Fraser Island is a great place to relax, swim and disconnect from the digital world (the island doesn’t get any service, expect the main village, Eurong, at times).

The main attractions are Lake Mackenzie, Lake Wabby, Indian Head, the Champagne Pools, Wungul Sandblow, Eli Creek and the Maheno Shipwreck.

Lake Mackenzie is one of the 40 perched sand dune lakes on the island and is most famous for its incredible size! Lake Wabby is located at the foot of a sand dune which makes it very unique. I did not get a chance to see it for myself, however. Both of the lakes are great places to swim as well as the Champagne Pools. The pools are salt water and right next to the ocean, just past Indian head.

Another great place to swim is Eli Creek. This is the large creek you will have to drive over on your way to camping sites or Indian Head. Many people stop to rest, swim and barbeque by the water. It has facilities as well as a little walking track. Some of the kids we saw at the creek would run to the top of the track, put in large floaties and float down the creek to their parents.

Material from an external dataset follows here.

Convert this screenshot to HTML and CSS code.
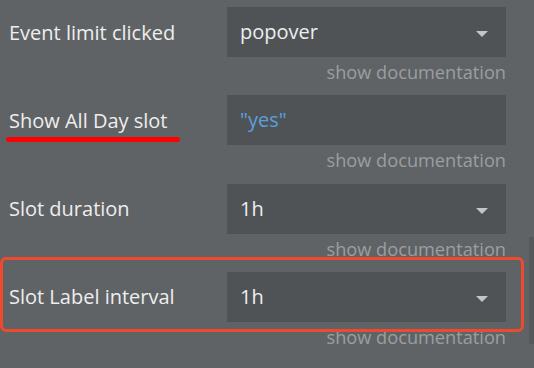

The Maheno Shipwreck is also a notable place to see. It’s interesting to learn the history of how the ship ended up on the island. It's also cool to walk around it’s disintegrating frame.

If you like hiking and exploring by foot, there are several small walking tracks off the main driving road across the island. These take you through the rain forest. There are also walking track at Indian Head which provides you with panoramic views.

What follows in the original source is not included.